Thank you for your quick reply and for pointing me in the right direction. I did find out the problem. Since I had the comparison method in the Table comparison transform as sorted input, it is trying to sort the target fact table (which has billions of records). However since I have 0 records in the input table, the select has no where clause (it does however have an Order by), so it attempts to sort the entire fact table, and this is why the process shows as hanged and takes forever.
This seems like a bug to me, it should not sort the target table if the input table has 0 rows, should simply skip over the step and finish successfully. This seems to be a regression bug introduced in SP3, since I’ve checked my process prior to the upgrade that I did recently, and the same scenario worked fine.

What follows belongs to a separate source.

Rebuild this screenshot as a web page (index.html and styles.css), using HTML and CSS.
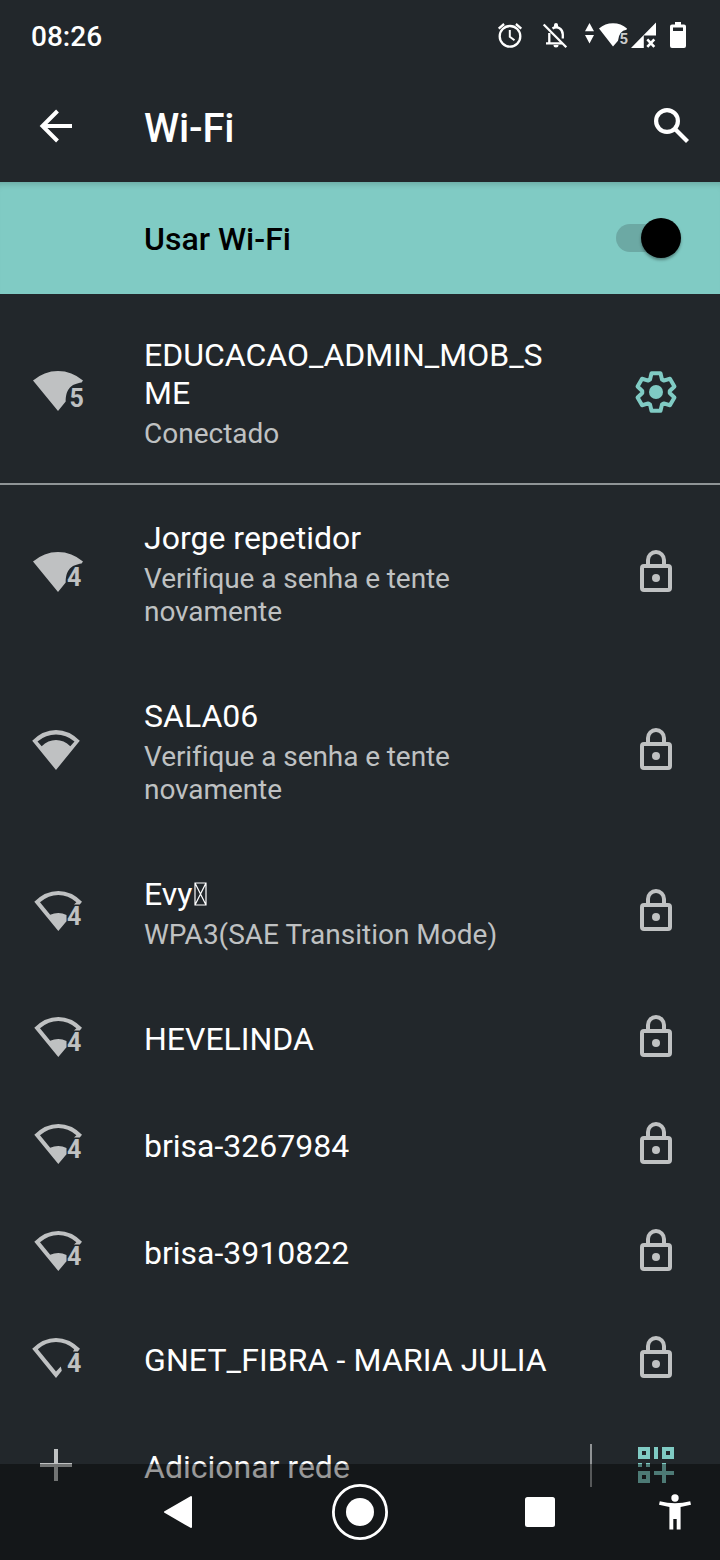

In the short term I’ve changed the comparison method to row_by_row select which solved the problem, but this is not ideal. I will probably submit a support ticket for SAP.
Woo hoo!! Thanks for the feedback. It’s good to know I was on the right track and that you have a suitable work around. I agree that this is a bug. The Table Compare transform should recognize that there are no rows in the input schema and skip looking at the compare table.
I can think of a couple of alternative work arounds that would allow you to keep the sorted intput option. Let me know if you’re interested.
Using the row_by_row select is extremely slow for this data flow compared to the sorted_input I used before, so I may change it to break out the process into two different data flows (depending on the input table: has rows vs no rows).
I opened a support ticket with SAP and I can update the thread when I hear back.
Stick a dummy row (with a very high PK value that would never be seen in the compare table) in the input table if there are no rows in the input table. Then in the load Dataflow filter out the dummy row (which would always be an insert) after the Table Compare. That way you don’t need two Dataflows (one for no rows and one for has rows).